WORK TO DO: Without the pictures, print the lines running from the beginning of the material to the line containing "<h1>New to Bumblebee Linens?</h1>", both ends included.

— begin —

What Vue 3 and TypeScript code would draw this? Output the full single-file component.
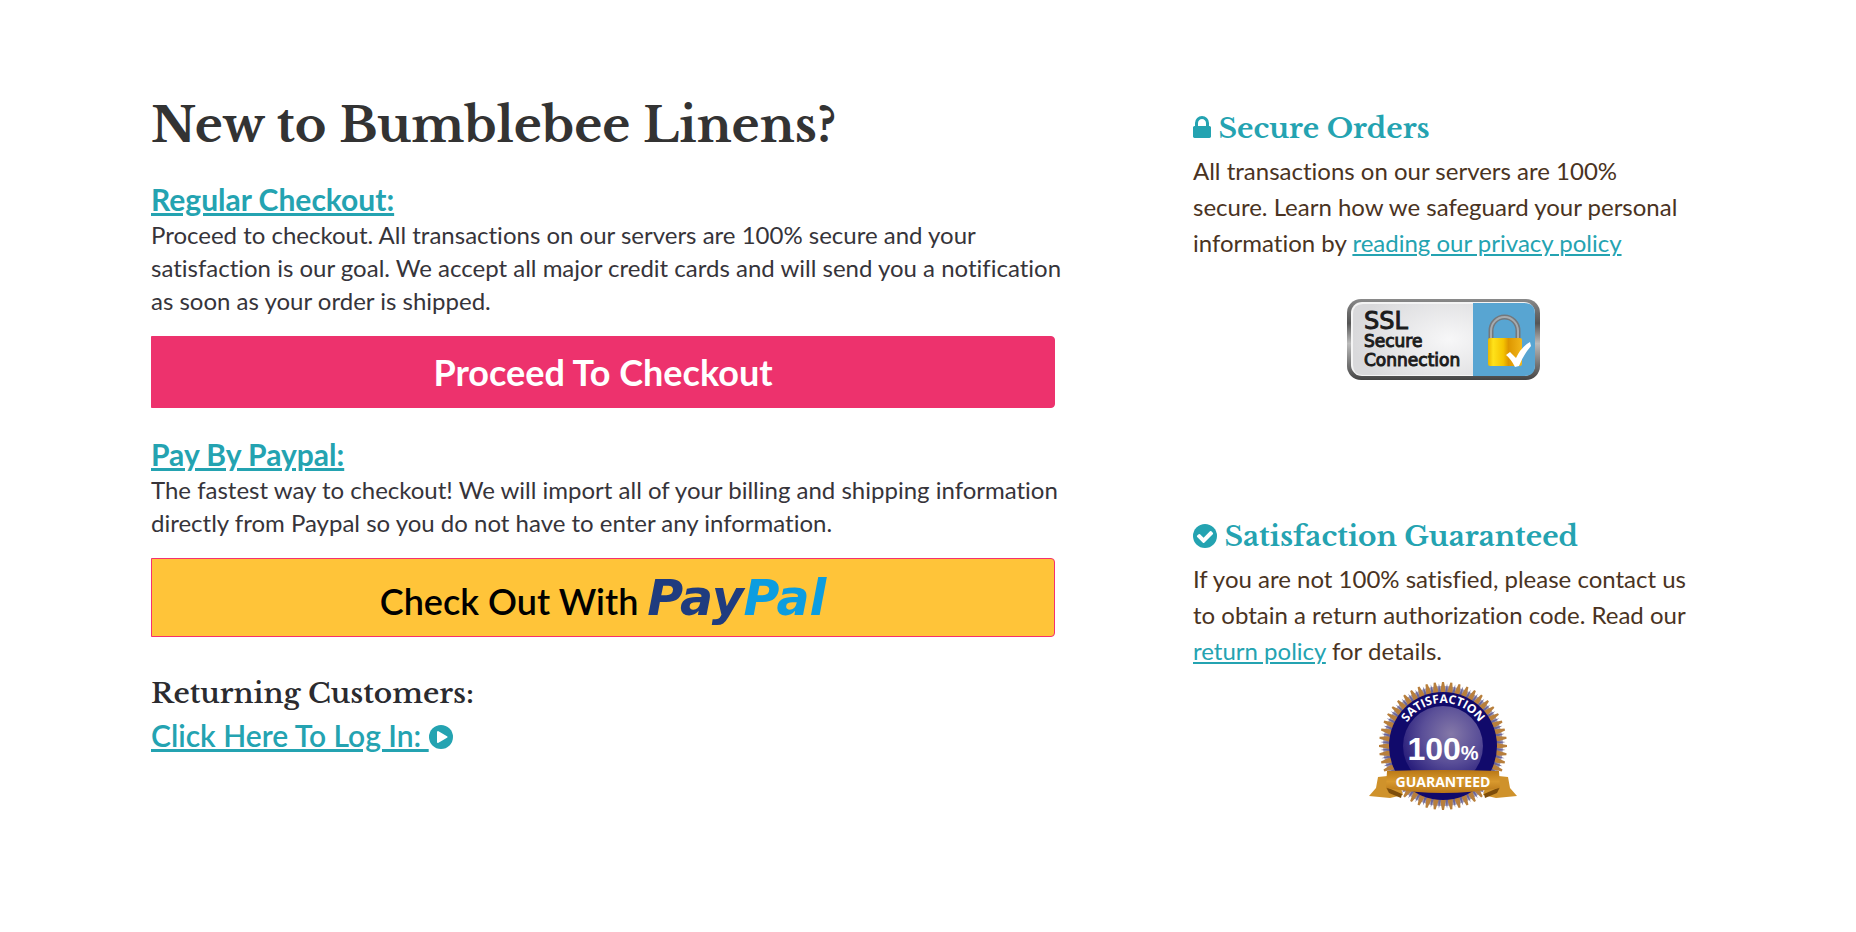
<script setup lang="ts">
const teeth: number[] = Array.from({ length: 48 }, (_, i) => i * 7.5)
</script>

<template>
  <main class="page">
    <section class="checkout">
      <h1>New to Bumblebee Linens?</h1>

      <a class="option" href="#checkout">Regular Checkout:</a>
      <p>
        Proceed to checkout. All transactions on our servers are 100% secure and your satisfaction is
        our goal. We accept all major credit cards and will send you a notification as soon as your
        order is shipped.
      </p>
      <button class="btn proceed" type="button">Proceed To Checkout</button>

      <a class="option" href="#paypal">Pay By Paypal:</a>
      <p>
        The fastest way to checkout! We will import all of your billing and shipping information
        directly from Paypal so you do not have to enter any information.
      </p>
      <button class="btn paypal" type="button">
        Check Out With <span class="brand"><span class="pay">Pay</span><span class="pal">Pal</span></span>
      </button>

      <h2 class="returning">Returning Customers:</h2>
      <a class="option login" href="#login">Click Here To Log In: <svg class="round" viewBox="128 128 1536 1536" aria-hidden="true">
          <circle cx="896" cy="896" r="768" fill="#24a3b1" />
          <path fill="#fff" d="M1312 896q0 37-32 55l-544 320q-15 9-32 9-16 0-32-8-32-19-32-56v-640q0-37 32-56 33-18 64 1l544 320q32 18 32 55z" />
        </svg></a>
    </section>

    <aside class="assurance">
      <section>
        <h2>
          <svg class="lock" viewBox="0 128 1152 1408" aria-hidden="true">
            <path fill="#24a3b1" d="M320 768h512v-192q0-106-75-181t-181-75-181 75-75 181v192zm832 96v576q0 40-28 68t-68 28h-960q-40 0-68-28t-28-68v-576q0-40 28-68t68-28h32v-192q0-184 132-316t316-132 316 132 132 316v192h32q40 0 68 28t28 68z" />
          </svg>
          Secure Orders
        </h2>
        <p>
          All transactions on our servers are 100% secure. Learn how we safeguard your personal
          information by <a href="#privacy">reading our privacy policy</a>
        </p>
        <svg class="ssl" viewBox="0 0 195 83" role="img" aria-label="SSL Secure Connection">
          <defs>
            <linearGradient id="frame" x1="0" y1="0" x2="0" y2="1">
              <stop offset="0" stop-color="#8a8a8a" />
              <stop offset=".1" stop-color="#777" />
              <stop offset=".3" stop-color="#555" />
              <stop offset=".55" stop-color="#bbb" />
              <stop offset=".8" stop-color="#777" />
              <stop offset="1" stop-color="#444" />
            </linearGradient>
            <radialGradient id="plate" cx=".8" cy=".5" r=".8">
              <stop offset="0" stop-color="#f7f7f8" />
              <stop offset="1" stop-color="#d9d9db" />
            </radialGradient>
            <linearGradient id="gold" x1="0" y1="0" x2="1" y2="0">
              <stop offset="0" stop-color="#e9b500" />
              <stop offset=".15" stop-color="#ffe21a" />
              <stop offset=".45" stop-color="#f5c400" />
              <stop offset=".6" stop-color="#dd9600" />
              <stop offset="1" stop-color="#f2b71a" />
            </linearGradient>
          </defs>
          <rect x="1" y="1" width="193" height="81" rx="14" fill="url(#frame)" />
          <rect x="5" y="4" width="184" height="74" rx="11" fill="#f4f4f4" />
          <path d="M17 6h110v71H17q-10 0-10-10V16q0-10 10-10z" fill="url(#plate)" />
          <path d="M127 5h51q11 0 11 11v51q0 11-11 11h-51z" fill="#58a5d2" />
          <g class="ssl-text">
            <text x="18" y="31" font-size="24">SSL</text>
            <text x="18" y="49" font-size="17">Secure</text>
            <text x="18" y="68" font-size="17">Connection</text>
          </g>
          <path d="M145 42V33a13.500 14 0 0 1 27 0v9" fill="none" stroke="#73787d" stroke-width="5" />
          <path d="M145 42V33a13.500 14 0 0 1 27 0v9" fill="none" stroke="#a6abaf" stroke-width="2" />
          <rect x="142" y="40" width="34" height="28" rx="2" fill="url(#gold)" />
          <path d="M160 57l4-3 6 6q5-11 14-16l1 4q-7 8-12 20l-4 1q-4-8-9-12z" fill="#fff" />
        </svg>
      </section>

      <section class="guarantee">
        <h2>
          <svg class="round" viewBox="0 0 1536 1536" aria-hidden="true">
            <circle cx="768" cy="768" r="768" fill="#24a3b1" />
            <path fill="#fff" d="M1284 606q0-28-18-46l-91-90q-19-19-45-19t-45 19l-408 407-226-226q-19-19-45-19t-45 19l-91 90q-18 18-18 46 0 27 18 45l362 362q19 19 45 19 27 0 46-19l543-543q18-18 18-45z" />
          </svg>
          Satisfaction Guaranteed
        </h2>
        <p>
          If you are not 100% satisfied, please contact us to obtain a return authorization code. Read
          our <a href="#returns">return policy</a> for details.
        </p>
        <svg class="seal" viewBox="0 0 148 131" role="img" aria-label="100% satisfaction guaranteed">
          <defs>
            <radialGradient id="orb" cx=".6" cy=".35" r=".65">
              <stop offset="0" stop-color="#8478a8" />
              <stop offset=".55" stop-color="#5a4f98" />
              <stop offset="1" stop-color="#2a1f7c" />
            </radialGradient>
            <linearGradient id="ribbon" x1="0" y1="0" x2="0" y2="1">
              <stop offset="0" stop-color="#b87716" />
              <stop offset=".5" stop-color="#d8992e" />
              <stop offset="1" stop-color="#b87618" />
            </linearGradient>
            <path id="arc" d="M31 65A43 43 0 0 1 117 65" />
          </defs>
          <g transform="translate(74 65)">
            <circle r="60" fill="#a39fb8" />
            <g v-for="angle in teeth" :key="angle" :transform="`rotate(${angle})`">
              <path d="M-3 -53L-1 -64H1L3 -53z" fill="#b87f3c" />
              <path d="M-3 -53L0 -64L3 -53z" fill="#6c6699" transform="rotate(3.750) scale(.6 .98)" />
            </g>
            <circle r="54" fill="#110a6b" />
            <circle r="40" fill="url(#orb)" />
          </g>
          <text class="arc-text"><textPath href="#arc" startOffset="50%" text-anchor="middle">SATISFACTION</textPath></text>
          <text class="hundred" x="74" y="79" text-anchor="middle"><tspan font-size="32">100</tspan><tspan font-size="20">%</tspan></text>
          <path d="M9 96L28 94L34 114L21 117L0 115L7 107z" fill="#cf922b" />
          <path d="M139 96L120 94L114 114L127 117L148 115L141 107z" fill="#cf922b" />
          <path d="M17 106L33 113L32 117L20 112z" fill="#7d4d0b" />
          <path d="M131 106L115 113L116 117L128 112z" fill="#7d4d0b" />
          <path d="M18 90Q74 88 130 90L131 107Q74 117 17 107z" fill="url(#ribbon)" />
          <text class="ribbon-text" x="74" y="106" text-anchor="middle">GUARANTEED</text>
        </svg>
      </section>
    </aside>
  </main>
</template>

<style>
body {
  margin: 0;
  background: #fff;
}
</style>

<style scoped>
.page {
  display: grid;
  grid-template-columns: 904fr 500fr;
  column-gap: 138px;
  padding: 87px 163px 60px 151px;
  font-family: Lato, "Open Sans", sans-serif;
  font-size: 24px;
  line-height: 33px;
  font-variant-ligatures: none;
  color: #36343a;
}
h1,
h2 {
  margin: 0;
  font-family: "Libre Baskerville", "Liberation Serif", serif;
  font-weight: 700;
}
h1 {
  margin-bottom: 17px;
  font-size: 48px;
  line-height: 76px;
  color: #333;
}
h2 {
  font-size: 28px;
  line-height: 48px;
}
p {
  margin: 0;
}
.checkout p {
  margin-right: -14px;
}
a {
  color: #24a3b1;
}
.option {
  display: block;
  width: fit-content;
  font-size: 30px;
  line-height: 38px;
  font-weight: 700;
  text-decoration-thickness: 3px;
}
.login {
  font-weight: 600;
}
.btn {
  display: block;
  width: 100%;
  margin: 19px 0 27px;
  padding: 0;
  border: 1px solid #ed326d;
  border-radius: 0 4px 4px 0;
  font-family: inherit;
  cursor: pointer;
}
.proceed {
  height: 72px;
  background: #ed326d;
  color: #fff;
  font-size: 36px;
  font-weight: 700;
}
.paypal {
  height: 79px;
  margin-bottom: 33px;
  padding-top: 2px;
  background: #ffc439;
  border-color: #f5306f;
  color: #000;
  font-size: 36px;
  font-weight: 600;
}
.brand {
  font: italic 700 49px "DejaVu Sans", Verdana, sans-serif;
}
.pay {
  color: #1f3c7f;
}
.pal {
  color: #0c9de0;
}
.returning {
  margin-bottom: -2px;
  color: #2b2b2f;
  font-weight: 600;
}
.round {
  width: 24px;
  height: 24px;
  vertical-align: -2px;
}
.lock {
  width: 18px;
  height: 22px;
}
.assurance {
  padding-top: 18px;
  line-height: 36px;
  color: #4a3322;
}
.ssl,
.seal {
  display: block;
  margin: 37px auto 0;
}
.assurance h2 {
  color: #24a3b1;
}
.ssl {
  width: 195px;
  height: 83px;
}
.seal {
  width: 148px;
  height: 131px;
  margin-top: 12px;
}
.ssl-text {
  font-family: "DejaVu Sans", sans-serif;
  font-weight: 400;
  fill: #1c1c1c;
  stroke: #1c1c1c;
  stroke-width: 1px;
}
.guarantee {
  margin-top: 132px;
}
.arc-text {
  font: 700 12px "Open Sans", sans-serif;
  fill: #fff;
}
.hundred {
  font-family: "Liberation Sans", sans-serif;
  font-weight: 700;
  fill: #fff;
}
.ribbon-text {
  font: 700 14px "Open Sans", sans-serif;
  fill: #fff;
}
</style>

— end —

ANSWER BELOW:
What Vue 3 and TypeScript code would draw this? Output the full single-file component.
<script setup lang="ts">
const teeth: number[] = Array.from({ length: 48 }, (_, i) => i * 7.5)
</script>

<template>
  <main class="page">
    <section class="checkout">
      <h1>New to Bumblebee Linens?</h1>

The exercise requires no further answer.